Kasus Korupsi Sritex: Kejagung Dalami Peran Pejabat BNI Terkait Kredit Macet

Kejagung Periksa Saksi dari BNI Terkait Kasus Dugaan Korupsi Sritex

Kejaksaan Agung (Kejagung) terus mendalami kasus dugaan korupsi terkait pemberian fasilitas kredit kepada PT Sri Rejeki Isman Tbk (Sritex). Terbaru, penyidik memeriksa dua orang pejabat dari PT Bank Negara Indonesia (BNI) sebagai saksi. Pemeriksaan ini dilakukan untuk mengumpulkan bukti dan informasi lebih lanjut mengenai proses pemberian kredit yang diduga bermasalah.

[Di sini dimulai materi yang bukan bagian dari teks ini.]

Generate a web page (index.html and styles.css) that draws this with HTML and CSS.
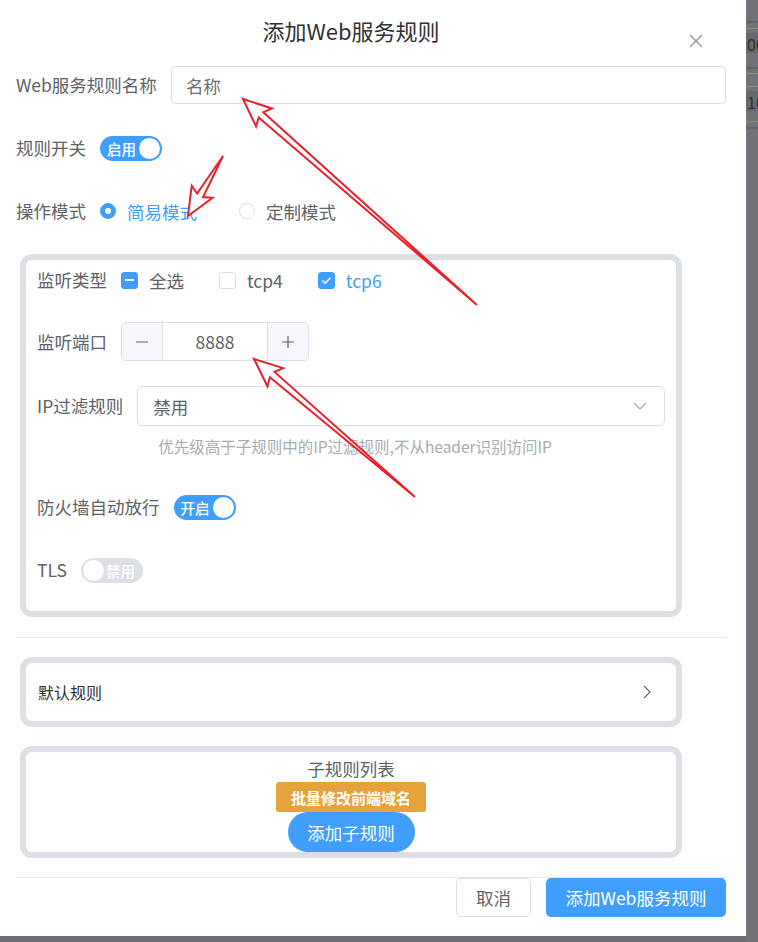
FILE: index.html
```html
<!DOCTYPE html>
<html lang="zh-CN">
<head>
    <meta charset="UTF-8">
    <meta name="viewport" content="width=device-width, initial-scale=1.0">
    <title>添加Web服务规则</title>
    <link rel="stylesheet" href="styles.css">
</head>
<body>
    <div class="screen">
        <div class="dialog">
            <div class="dialog-header">
                <span class="dialog-title">添加Web服务规则</span>
                <button type="button" class="dialog-close" aria-label="关闭">
                    <svg width="14" height="14" viewBox="0 0 14 14"><path d="M1 1L13 13M13 1L1 13" stroke="#909399" stroke-width="1.3" fill="none"/></svg>
                </button>
            </div>

            <div class="dialog-body">
                <div class="form-item">
                    <label class="form-label" for="ruleName">Web服务规则名称</label>
                    <input type="text" id="ruleName" class="text-input" placeholder="名称">
                </div>

                <div class="form-item">
                    <span class="form-label">规则开关</span>
                    <span class="switch is-on"><span class="switch-text">启用</span><span class="switch-knob"></span></span>
                </div>

                <div class="form-item mode-item">
                    <span class="form-label">操作模式</span>
                    <span class="radio is-checked"><span class="radio-dot"></span>简易模式</span>
                    <span class="radio"><span class="radio-dot"></span>定制模式</span>
                </div>

                <!-- listen settings -->
                <div class="panel panel-form">
                    <div class="form-item type-item">
                        <span class="form-label">监听类型</span>
                        <span class="check is-indeterminate"><span class="check-box"></span>全选</span>
                        <span class="check"><span class="check-box"></span>tcp4</span>
                        <span class="check is-checked"><span class="check-box"><svg width="11" height="9" viewBox="0 0 11 9"><path d="M1.5 4.5L4.2 7.2L9.5 1.8" stroke="#fff" stroke-width="1.4" fill="none"/></svg></span>tcp6</span>
                    </div>

                    <div class="form-item">
                        <span class="form-label">监听端口</span>
                        <div class="number-input">
                            <span class="number-btn minus"><svg width="14" height="14" viewBox="0 0 14 14"><path d="M1 7H13" stroke="#606266" stroke-width="1.2"/></svg></span>
                            <span class="number-value">8888</span>
                            <span class="number-btn plus"><svg width="14" height="14" viewBox="0 0 14 14"><path d="M1 7H13M7 1V13" stroke="#606266" stroke-width="1.2"/></svg></span>
                        </div>
                    </div>

                    <div class="form-item ip-item">
                        <span class="form-label">IP过滤规则</span>
                        <div class="form-content">
                            <div class="select-box">
                                <span>禁用</span>
                                <svg width="14" height="8" viewBox="0 0 14 8"><path d="M1 1L7 7L13 1" stroke="#a8abb2" stroke-width="1.2" fill="none"/></svg>
                            </div>
                            <div class="form-hint">优先级高于子规则中的IP过滤规则,不从header识别访问IP</div>
                        </div>
                    </div>

                    <div class="form-item">
                        <span class="form-label">防火墙自动放行</span>
                        <span class="switch is-on"><span class="switch-text">开启</span><span class="switch-knob"></span></span>
                    </div>

                    <div class="form-item last-item">
                        <span class="form-label">TLS</span>
                        <span class="switch"><span class="switch-knob"></span><span class="switch-text">禁用</span></span>
                    </div>
                </div>

                <div class="divider"></div>

                <div class="panel panel-collapse">
                    <span>默认规则</span>
                    <svg width="8" height="14" viewBox="0 0 8 14"><path d="M1 1L7 7L1 13" stroke="#606266" stroke-width="1.1" fill="none"/></svg>
                </div>

                <div class="panel panel-rules">
                    <div class="rules-title">子规则列表</div>
                    <button type="button" class="btn-warning">批量修改前端域名</button>
                    <button type="button" class="btn-round">添加子规则</button>
                </div>

                <div class="dialog-footer">
                    <button type="button" class="btn btn-default">取消</button>
                    <button type="button" class="btn btn-primary">添加Web服务规则</button>
                </div>
            </div>
        </div>

        <div class="backdrop-strip">
            <div class="strip-row" style="height:21px"></div>
            <div class="strip-line dark"></div>
            <div class="strip-row" style="height:5px"></div>
            <div class="strip-line green"></div>
            <div class="strip-row" style="height:4px"></div>
            <div class="strip-cell">00</div>
            <div class="strip-row" style="height:14px"></div>
            <div class="strip-line dark"></div>
            <div class="strip-row" style="height:4px"></div>
            <div class="strip-line green"></div>
            <div class="strip-row" style="height:12px"></div>
            <div class="strip-line green"></div>
            <div class="strip-row" style="height:4px"></div>
            <div class="strip-cell">10</div>
            <div class="strip-row" style="height:10px"></div>
            <div class="strip-line green"></div>
            <div class="strip-row" style="height:5px"></div>
            <div class="strip-line dark"></div>
        </div>

        <!-- screenshot annotations -->
        <svg class="annotations" width="758" height="942" viewBox="0 0 758 942">
            <polygon points="243,99 256.1,126.5 258.7,117.5 477,305 263.3,112.3 271.9,108.5"/>
            <polygon points="188,216 212.5,197.8 203.1,197.1 223,156 197.1,193.5 191.7,185.8"/>
            <polygon points="254,359 267.5,386.3 269.9,377.3 415,497 274.5,371.9 283.1,368.1"/>
        </svg>
    </div>
</body>
</html>
```

FILE: styles.css
```css
* {
    margin: 0;
    padding: 0;
    box-sizing: border-box;
}

body {
    font-family: "Noto Sans CJK SC", "Noto Sans", sans-serif;
    background: #6e7073;
    color: #606266;
    overflow: hidden;
}

button {
    font-family: inherit;
    border: none;
    cursor: pointer;
}

.screen {
    position: relative;
    display: flex;
    width: 758px;
    height: 942px;
}

.dialog {
    flex: none;
    width: 746px;
    height: 936px;
    background: #fff;
}

/* header */
.dialog-header {
    position: relative;
    height: 60px;
    padding-right: 44px;
    text-align: center;
}

.dialog-title {
    font-size: 22px;
    line-height: 60px;
    color: #303133;
}

.dialog-close {
    position: absolute;
    left: 689px;
    top: 34px;
    width: 14px;
    height: 14px;
    background: none;
    display: flex;
}

.dialog-body {
    padding: 6px 20px 0 16px;
}

/* form rows */
.form-item {
    display: flex;
    align-items: center;
    min-height: 38px;
    margin-bottom: 25px;
}

.form-label {
    flex: none;
    margin-right: 14px;
    font-size: 17.5px;
    line-height: 38px;
    color: #606266;
}

.text-input {
    flex: 1;
    height: 38px;
    padding: 0 14px;
    border: 1px solid #dcdfe6;
    border-radius: 5px;
    font-family: inherit;
    font-size: 17.5px;
    color: #606266;
    outline: none;
}

.text-input::placeholder {
    color: #6b6e73;
}

.mode-item {
    margin-bottom: 24px;
}

/* switch */
.switch {
    display: inline-flex;
    align-items: center;
    justify-content: space-between;
    width: 62px;
    height: 25px;
    padding: 0 2px;
    border-radius: 13px;
    background: #dcdfe6;
}

.switch.is-on {
    background: #409eff;
    padding-left: 7px;
}

.switch-text {
    font-size: 14.5px;
    font-weight: 500;
    line-height: 25px;
    color: #fff;
}

.switch:not(.is-on) .switch-text {
    margin-right: 6px;
}

.switch-knob {
    width: 21px;
    height: 21px;
    border-radius: 50%;
    background: #fff;
}

/* radio */
.radio {
    display: inline-flex;
    align-items: center;
    gap: 11px;
    margin-right: 42px;
    font-size: 17.5px;
    color: #606266;
}

.radio.is-checked {
    color: #409eff;
}

.radio-dot {
    display: flex;
    align-items: center;
    justify-content: center;
    width: 16px;
    height: 16px;
    border: 1px solid #dcdfe6;
    border-radius: 50%;
    background: #fff;
}

.radio.is-checked .radio-dot {
    background: #409eff;
    border-color: #409eff;
}

.radio.is-checked .radio-dot::after {
    content: "";
    width: 6px;
    height: 6px;
    border-radius: 50%;
    background: #fff;
}

/* checkbox */
.check {
    display: inline-flex;
    align-items: center;
    gap: 11px;
    margin-right: 35px;
    font-size: 17.5px;
    color: #606266;
}

.check.is-checked {
    color: #409eff;
}

.check-box {
    display: flex;
    align-items: center;
    justify-content: center;
    width: 17px;
    height: 17px;
    border: 1px solid #dcdfe6;
    border-radius: 3px;
    background: #fff;
}

.check.is-checked .check-box,
.check.is-indeterminate .check-box {
    background: #409eff;
    border-color: #409eff;
}

.check.is-indeterminate .check-box::after {
    content: "";
    width: 9px;
    height: 2px;
    background: #fff;
}

/* panels */
.panel {
    width: 662px;
    margin-left: 4px;
    border: 6px solid #dcdfe6;
    border-radius: 12px;
    background: #fff;
}

.panel-form {
    padding: 1px 11px 22px;
}

.type-item {
    margin-bottom: 23px;
}

.number-input {
    display: flex;
    width: 188px;
    height: 39px;
    border: 1px solid #dcdfe6;
    border-radius: 5px;
    overflow: hidden;
}

.number-btn {
    display: flex;
    align-items: center;
    justify-content: center;
    width: 41px;
    background: #f5f7fa;
}

.number-btn.minus {
    border-right: 1px solid #dcdfe6;
}

.number-btn.plus {
    border-left: 1px solid #dcdfe6;
}

.number-value {
    flex: 1;
    text-align: center;
    font-size: 17.5px;
    line-height: 37px;
    color: #606266;
}

.ip-item {
    align-items: flex-start;
    margin-bottom: 32px;
}

.ip-item .form-label {
    line-height: 40px;
}

.form-content {
    flex: 1;
}

.select-box {
    display: flex;
    align-items: center;
    justify-content: space-between;
    height: 40px;
    padding: 0 17px 0 15px;
    border: 1px solid #dcdfe6;
    border-radius: 5px;
    font-size: 17.5px;
    color: #606266;
}

.form-hint {
    margin-top: 10px;
    padding-left: 21px;
    font-size: 15.5px;
    line-height: 20px;
    color: #a8abb2;
}

.last-item {
    margin-bottom: 0;
}

.divider {
    height: 1px;
    margin-top: 20px;
    background: #e4e7ed;
}

.panel-collapse {
    display: flex;
    align-items: center;
    justify-content: space-between;
    height: 70px;
    margin-top: 19px;
    padding: 0 25px 0 12px;
    font-size: 16px;
    color: #303133;
}

.panel-rules {
    display: flex;
    flex-direction: column;
    align-items: center;
    height: 112px;
    margin-top: 19px;
    padding-top: 3px;
}

.rules-title {
    font-size: 17.5px;
    line-height: 27px;
    color: #606266;
}

.btn-warning {
    width: 150px;
    height: 30px;
    border-radius: 3px;
    background: #e6a23c;
    color: #fff;
    font-size: 15px;
    font-weight: bold;
}

.btn-round {
    width: 127px;
    height: 40px;
    border-radius: 20px;
    background: #409eff;
    color: #fff;
    font-size: 17.5px;
}

/* footer */
.dialog-footer {
    display: flex;
    justify-content: flex-end;
    gap: 15px;
    margin-top: 19px;
    border-top: 1px solid #e4e7ed;
}

.btn {
    height: 39px;
    border-radius: 5px;
    font-size: 17.5px;
}

.btn-default {
    width: 75px;
    border: 1px solid #dcdfe6;
    background: #fff;
    color: #606266;
}

.btn-primary {
    width: 180px;
    background: #409eff;
    color: #fff;
}

/* page behind the overlay */
.backdrop-strip {
    flex: 1;
    display: flex;
    flex-direction: column;
    overflow: hidden;
    background: #707276;
}

.strip-line {
    height: 2px;
}

.strip-line.dark {
    background: #616366;
}

.strip-line.green {
    height: 1px;
    background: #7d9676;
}

.strip-cell {
    height: 20px;
    padding-left: 1px;
    background: #66686b;
    font-size: 16px;
    line-height: 22px;
    color: #2c2e30;
    white-space: nowrap;
}

.annotations {
    position: absolute;
    left: 0;
    top: 0;
    pointer-events: none;
}

.annotations polygon {
    fill: #fff;
    stroke: #e8212a;
    stroke-width: 2;
    stroke-linejoin: miter;
}
```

Kepala Pusat Penerangan Hukum (Kapuspenkum) Kejagung, Harli Siregar, mengungkapkan bahwa kedua saksi yang diperiksa adalah SMS dan ADN. Keduanya merupakan analis kredit BNI pada tahun 2012. Keterangan dari keduanya dianggap penting untuk mengungkap dugaan tindak pidana korupsi dalam pemberian kredit kepada Sritex dan anak perusahaannya.

Selain dua analis kredit BNI, tim penyidik juga memeriksa lima saksi lainnya. Dua di antaranya berasal dari anak perusahaan Sritex, yakni NW dan FPR yang merupakan staf keuangan PT Rayon Utama Makmur. Sementara itu, tiga saksi lainnya berasal dari PT Bank Pembangunan Daerah Jawa Barat dan Banten (Bank BJB), yaitu ALP, GP, dan MR yang merupakan anggota Komite Kredit di Bank BJB.

Perkembangan Kasus dan Status Tersangka

Dalam kasus ini, Kejagung telah menetapkan tiga orang sebagai tersangka. Mereka adalah DS, yang menjabat sebagai Pemimpin Divisi Korporasi dan Komersial Bank BJB pada tahun 2020; ZM, Direktur Utama PT Bank DKI tahun 2020; dan ISL, Direktur Utama PT Sritex periode 2005-2022.

Kasus ini bermula dari dugaan penyimpangan dalam pemberian kredit dari Bank BJB dan Bank DKI kepada Sritex. Total pinjaman dari kedua bank ini mencapai Rp 692 miliar dan telah dinyatakan sebagai kerugian negara karena Sritex gagal membayar cicilan kredit. Perusahaan tekstil raksasa itu sendiri telah dinyatakan pailit sejak Oktober 2024.

Total Kredit Macet Sritex Mencapai Triliunan Rupiah

Berdasarkan hasil investigasi sementara, total kredit macet Sritex mencapai Rp 3,58 triliun. Angka ini berasal dari pemberian kredit oleh sejumlah bank daerah dan bank pemerintah lainnya. Penyidik masih terus menelusuri dasar pemberian kredit tersebut untuk mengungkap potensi keterlibatan pihak lain.

Selain Bank BJB dan Bank DKI, Bank Pembangunan Daerah Jawa Tengah (Bank Jateng) juga diketahui memberikan kredit sebesar Rp 395,6 miliar kepada Sritex. Sementara itu, sindikasi bank yang terdiri dari BNI, BRI, dan LPEI memberikan kredit dengan total mencapai Rp 2,5 triliun.

Saat ini, status BNI, BRI, dan LPEI masih sebagai saksi dalam kasus ini. Berbeda dengan BJB dan Bank DKI yang telah ditemukan adanya indikasi tindakan melawan hukum. Para tersangka dijerat dengan Pasal 2 Ayat 1 atau Pasal 3 juncto Pasal 18 Undang-Undang Pemberantasan Tindak Pidana Korupsi jo Pasal 55 Ayat 1 ke-1 Kitab Undang-Undang Hukum Pidana. Mereka ditahan di Rutan Salemba cabang Kejaksaan Agung selama 20 hari ke depan untuk kepentingan penyidikan.